Importantly, the cap should be applied across the board to all of the items that are potentially substitutes for individual payments of SALT. That includes charitable gifts and taxes paid by businesses.

In the case of SALT, I tend to think a partial deduction of this variety is actually right as a policy matter. Some of SALT goes to payments for services from which the taxpayers themselves directly benefit. Those amounts for the most part should not be deductible. Some of it goes to investments, services, and transfers that benefit others; those probably should be deductible. So, rough justice is a partial deduction of this variety — one reflecting the mixed nature of SALT and beyond the current $10,000 cap.
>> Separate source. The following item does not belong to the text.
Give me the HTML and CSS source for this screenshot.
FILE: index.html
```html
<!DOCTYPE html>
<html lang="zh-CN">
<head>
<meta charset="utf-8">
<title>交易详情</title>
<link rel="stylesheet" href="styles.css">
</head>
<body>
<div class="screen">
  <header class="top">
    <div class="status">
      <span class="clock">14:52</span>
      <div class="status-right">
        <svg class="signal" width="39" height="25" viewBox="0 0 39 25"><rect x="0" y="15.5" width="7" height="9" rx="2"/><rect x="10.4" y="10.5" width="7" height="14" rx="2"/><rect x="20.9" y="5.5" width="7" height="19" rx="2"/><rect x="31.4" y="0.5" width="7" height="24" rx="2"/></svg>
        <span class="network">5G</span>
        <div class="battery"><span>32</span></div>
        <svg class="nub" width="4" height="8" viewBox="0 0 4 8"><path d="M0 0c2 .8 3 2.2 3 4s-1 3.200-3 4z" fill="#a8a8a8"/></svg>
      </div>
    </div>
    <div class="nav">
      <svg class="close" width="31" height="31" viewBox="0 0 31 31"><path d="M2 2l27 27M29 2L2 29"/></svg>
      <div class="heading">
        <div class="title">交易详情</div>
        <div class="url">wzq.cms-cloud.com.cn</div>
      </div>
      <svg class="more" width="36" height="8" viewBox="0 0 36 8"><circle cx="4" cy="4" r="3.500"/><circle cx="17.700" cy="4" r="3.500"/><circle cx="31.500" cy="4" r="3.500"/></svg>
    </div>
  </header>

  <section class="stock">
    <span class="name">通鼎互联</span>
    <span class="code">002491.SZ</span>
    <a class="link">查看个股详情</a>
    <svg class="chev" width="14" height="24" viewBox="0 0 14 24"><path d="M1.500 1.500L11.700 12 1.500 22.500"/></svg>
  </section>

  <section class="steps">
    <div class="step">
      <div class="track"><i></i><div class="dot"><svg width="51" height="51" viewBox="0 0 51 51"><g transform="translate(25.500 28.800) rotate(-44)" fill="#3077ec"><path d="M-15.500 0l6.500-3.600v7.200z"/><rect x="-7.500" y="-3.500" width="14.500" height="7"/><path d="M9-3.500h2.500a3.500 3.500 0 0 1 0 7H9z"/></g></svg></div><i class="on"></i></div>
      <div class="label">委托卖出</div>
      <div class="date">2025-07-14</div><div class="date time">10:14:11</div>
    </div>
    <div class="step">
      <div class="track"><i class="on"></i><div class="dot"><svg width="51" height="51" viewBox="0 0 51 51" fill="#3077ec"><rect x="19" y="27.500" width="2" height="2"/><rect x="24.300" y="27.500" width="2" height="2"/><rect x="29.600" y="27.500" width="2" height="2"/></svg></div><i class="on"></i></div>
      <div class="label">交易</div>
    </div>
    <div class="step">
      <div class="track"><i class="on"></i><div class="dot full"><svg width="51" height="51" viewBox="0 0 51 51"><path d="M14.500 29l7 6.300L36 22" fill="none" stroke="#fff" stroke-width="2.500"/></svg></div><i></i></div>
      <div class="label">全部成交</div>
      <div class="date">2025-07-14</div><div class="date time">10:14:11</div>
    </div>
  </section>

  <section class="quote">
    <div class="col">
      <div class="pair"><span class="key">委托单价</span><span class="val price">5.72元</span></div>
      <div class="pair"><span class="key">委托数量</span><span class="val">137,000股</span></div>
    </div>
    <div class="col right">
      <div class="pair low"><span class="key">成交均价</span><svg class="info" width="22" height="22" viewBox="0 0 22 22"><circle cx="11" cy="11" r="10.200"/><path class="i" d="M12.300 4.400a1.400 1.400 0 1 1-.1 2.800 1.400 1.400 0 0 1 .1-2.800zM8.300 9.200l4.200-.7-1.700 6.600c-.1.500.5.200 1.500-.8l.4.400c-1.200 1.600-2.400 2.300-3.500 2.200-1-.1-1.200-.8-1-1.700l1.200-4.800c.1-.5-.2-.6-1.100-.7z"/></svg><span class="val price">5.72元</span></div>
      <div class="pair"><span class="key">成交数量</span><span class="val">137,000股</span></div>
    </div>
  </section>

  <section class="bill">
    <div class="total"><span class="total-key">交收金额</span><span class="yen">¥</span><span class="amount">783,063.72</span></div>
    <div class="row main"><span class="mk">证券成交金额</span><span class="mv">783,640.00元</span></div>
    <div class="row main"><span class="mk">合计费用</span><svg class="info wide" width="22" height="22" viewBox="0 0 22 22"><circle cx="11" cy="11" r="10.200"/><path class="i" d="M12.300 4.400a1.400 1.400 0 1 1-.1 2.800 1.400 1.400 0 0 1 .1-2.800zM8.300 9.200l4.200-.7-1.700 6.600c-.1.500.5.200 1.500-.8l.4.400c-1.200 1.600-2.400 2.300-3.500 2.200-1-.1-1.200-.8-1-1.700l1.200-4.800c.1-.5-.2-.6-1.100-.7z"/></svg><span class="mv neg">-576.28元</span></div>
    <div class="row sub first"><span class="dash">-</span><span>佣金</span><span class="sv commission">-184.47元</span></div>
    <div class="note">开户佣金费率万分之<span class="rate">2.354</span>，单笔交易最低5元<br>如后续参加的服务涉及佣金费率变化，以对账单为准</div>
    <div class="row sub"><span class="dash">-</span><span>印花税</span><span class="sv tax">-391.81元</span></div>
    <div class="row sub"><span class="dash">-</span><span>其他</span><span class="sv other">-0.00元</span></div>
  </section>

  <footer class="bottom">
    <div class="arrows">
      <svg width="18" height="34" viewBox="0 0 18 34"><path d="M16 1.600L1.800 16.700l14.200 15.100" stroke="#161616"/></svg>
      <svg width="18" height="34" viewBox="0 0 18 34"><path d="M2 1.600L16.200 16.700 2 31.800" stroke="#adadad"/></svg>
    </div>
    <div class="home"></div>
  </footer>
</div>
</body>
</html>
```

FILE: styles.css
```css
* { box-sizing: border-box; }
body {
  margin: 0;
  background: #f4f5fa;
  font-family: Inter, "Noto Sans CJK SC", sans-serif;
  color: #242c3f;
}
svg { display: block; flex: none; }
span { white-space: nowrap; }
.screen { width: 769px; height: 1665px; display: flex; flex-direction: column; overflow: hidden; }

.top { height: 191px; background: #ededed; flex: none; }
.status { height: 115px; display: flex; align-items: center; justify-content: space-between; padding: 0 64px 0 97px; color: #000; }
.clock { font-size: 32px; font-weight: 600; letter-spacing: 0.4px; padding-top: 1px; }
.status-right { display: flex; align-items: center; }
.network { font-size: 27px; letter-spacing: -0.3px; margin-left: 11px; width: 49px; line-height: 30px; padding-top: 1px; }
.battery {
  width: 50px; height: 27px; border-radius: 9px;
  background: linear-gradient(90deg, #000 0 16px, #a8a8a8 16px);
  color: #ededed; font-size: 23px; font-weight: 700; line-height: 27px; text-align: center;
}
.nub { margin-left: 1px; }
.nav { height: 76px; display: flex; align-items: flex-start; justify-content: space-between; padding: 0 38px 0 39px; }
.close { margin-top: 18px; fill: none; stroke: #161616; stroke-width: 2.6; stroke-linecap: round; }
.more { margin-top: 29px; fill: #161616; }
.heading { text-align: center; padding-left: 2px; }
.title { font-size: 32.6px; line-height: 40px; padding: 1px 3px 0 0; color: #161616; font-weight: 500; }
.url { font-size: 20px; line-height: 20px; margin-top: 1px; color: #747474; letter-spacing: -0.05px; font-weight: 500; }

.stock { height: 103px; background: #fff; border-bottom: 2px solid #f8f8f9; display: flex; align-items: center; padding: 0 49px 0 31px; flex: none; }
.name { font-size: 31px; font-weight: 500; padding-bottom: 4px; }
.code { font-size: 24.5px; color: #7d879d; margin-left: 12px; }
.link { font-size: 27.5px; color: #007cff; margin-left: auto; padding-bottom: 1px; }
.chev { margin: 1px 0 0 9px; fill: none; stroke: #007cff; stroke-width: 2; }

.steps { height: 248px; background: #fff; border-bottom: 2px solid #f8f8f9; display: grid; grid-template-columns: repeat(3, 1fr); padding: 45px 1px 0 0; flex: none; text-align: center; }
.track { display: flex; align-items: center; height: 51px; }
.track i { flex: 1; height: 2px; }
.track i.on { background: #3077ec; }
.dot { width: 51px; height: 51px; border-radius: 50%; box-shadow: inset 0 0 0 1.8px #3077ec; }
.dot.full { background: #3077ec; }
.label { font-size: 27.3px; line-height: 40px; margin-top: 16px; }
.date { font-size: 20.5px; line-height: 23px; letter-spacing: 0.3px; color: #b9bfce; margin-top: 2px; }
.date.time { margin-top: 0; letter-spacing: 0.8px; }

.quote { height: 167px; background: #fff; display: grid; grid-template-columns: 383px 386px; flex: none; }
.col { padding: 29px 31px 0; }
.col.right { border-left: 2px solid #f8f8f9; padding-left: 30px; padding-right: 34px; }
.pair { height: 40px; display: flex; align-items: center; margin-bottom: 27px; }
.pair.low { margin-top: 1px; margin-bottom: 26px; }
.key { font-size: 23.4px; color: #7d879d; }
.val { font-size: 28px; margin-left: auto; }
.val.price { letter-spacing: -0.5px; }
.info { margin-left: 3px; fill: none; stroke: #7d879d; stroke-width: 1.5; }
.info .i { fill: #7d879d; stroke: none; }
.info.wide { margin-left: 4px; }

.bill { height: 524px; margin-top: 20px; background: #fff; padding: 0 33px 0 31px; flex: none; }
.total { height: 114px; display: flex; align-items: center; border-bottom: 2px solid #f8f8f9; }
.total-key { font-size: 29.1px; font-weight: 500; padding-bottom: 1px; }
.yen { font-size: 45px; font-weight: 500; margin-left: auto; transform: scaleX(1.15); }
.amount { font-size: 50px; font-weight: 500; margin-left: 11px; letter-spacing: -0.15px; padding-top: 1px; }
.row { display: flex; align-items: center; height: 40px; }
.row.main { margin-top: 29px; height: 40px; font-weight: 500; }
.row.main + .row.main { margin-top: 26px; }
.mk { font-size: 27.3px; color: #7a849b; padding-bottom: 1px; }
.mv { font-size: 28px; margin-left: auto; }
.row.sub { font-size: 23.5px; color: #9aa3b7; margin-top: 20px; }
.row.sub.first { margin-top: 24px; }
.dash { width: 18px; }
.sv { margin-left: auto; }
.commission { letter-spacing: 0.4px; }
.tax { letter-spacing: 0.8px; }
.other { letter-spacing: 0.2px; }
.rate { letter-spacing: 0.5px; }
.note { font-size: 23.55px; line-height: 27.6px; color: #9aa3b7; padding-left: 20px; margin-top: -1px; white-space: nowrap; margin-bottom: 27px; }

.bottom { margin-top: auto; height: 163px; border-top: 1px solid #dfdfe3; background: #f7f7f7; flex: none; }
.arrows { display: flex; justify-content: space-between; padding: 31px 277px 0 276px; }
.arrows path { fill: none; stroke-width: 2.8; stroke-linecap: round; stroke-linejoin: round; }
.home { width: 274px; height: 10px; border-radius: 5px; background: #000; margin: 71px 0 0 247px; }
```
The same could be said for charitable gifts, some of which we wish to encourage and others which are less compelling to subsidize (such as the increased “gifts” to universities in the lead up to one’s children applying — that doesn’t seem like such a great thing). Further, there are some good reasons to treat collective financing of activities like public education through taxes the same as collective financing of private activities like private schools through, in part, charitable gifts.

Maybe there are better solutions out there. But, whatever they are, they will in the end involve action from Congress, and solutions should aim to treat close substitutes the same. The mess we now face on SALT is Congress’s doing.